C'est vers cette époque que se fixent les règles fondamentales de la peinture: 1. l'expression du souffle vital et du mouvement, 2. le soulignement de l'ossature par un travail habile du pinceau, 3. la représentation fidèle des objets et des formes, 4. le respect du sujet et de ses couleurs, 5. l'établissement du dessin, à savoir de sa composition, 6. la perpétuation de la tradition en copiant les Anciens.
La dynastie des Tang (618-907) favorisa le développement de l'art ainsi que de savoirs de toutes sortes. L'armée gagna en puissance et les échanges avec l'étranger furent plus importants, le commerce étant florissant et très organisé. Plus encore que sous les Han, on estime ainsi que l'harmonie entre taoïsme et confucianisme atteignit alors son apogée.
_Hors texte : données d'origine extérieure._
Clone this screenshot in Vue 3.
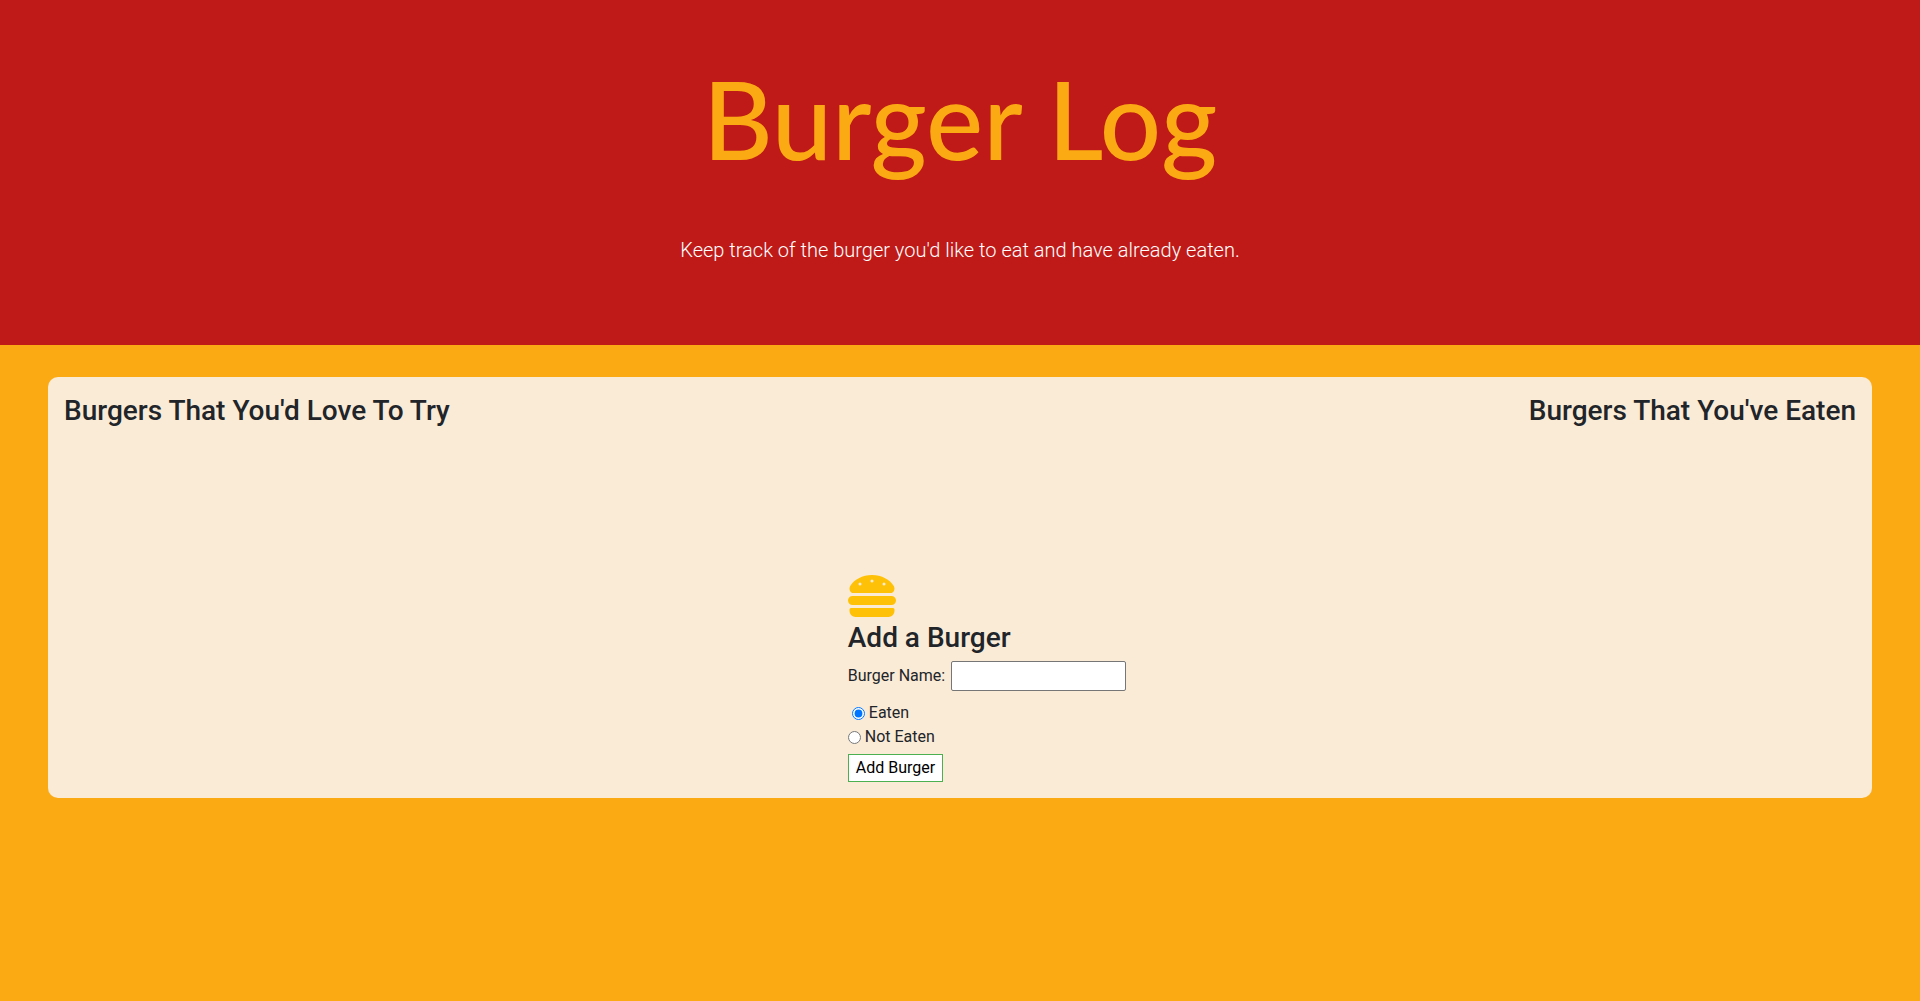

Les étrangers, notamment religieux et savants étaient volontiers accueillis dans le pays tandis que de nombreux pèlerins et voyageurs chinois explorèrent l'Inde et rapportèrent des textes sacrés ainsi que des pratiques spirituelles qui enrichirent la culture traditionnelle et ancestrale.
Cette ouverture intellectuelle contribua nettement au développement littéraire, notamment poétique (
Li T'ai-po,
Tou Fou,
Meng Hao-jan,
Wang Wei,
Pai Chu-yi...) mais aussi à celui des sectes, parmi lesquelles celle d'
Amida, qui n'imposait que d'invoquer le
Bouddha Amida né dans une fleur de lotus, eut une influence grandissante et devint peu à peu la plus fréquentée. D'autres bouddhistes préféraient soulager la souffrance humaine en faisant preuve de compassion envers leurs semblables.
Mais certains adeptes du Tao ou du confucianisme critiquèrent vivement ces courants religieux et spirituels, qui leur faisaient ombrage. Ce qui n'empêcha nullement à la Chine de se réapproprier le bouddhisme venu de l'Inde en le mêlant à ses propres traditions, permettant du même coup sa diffusion en Corée, au Japon et en Asie du Sud Est.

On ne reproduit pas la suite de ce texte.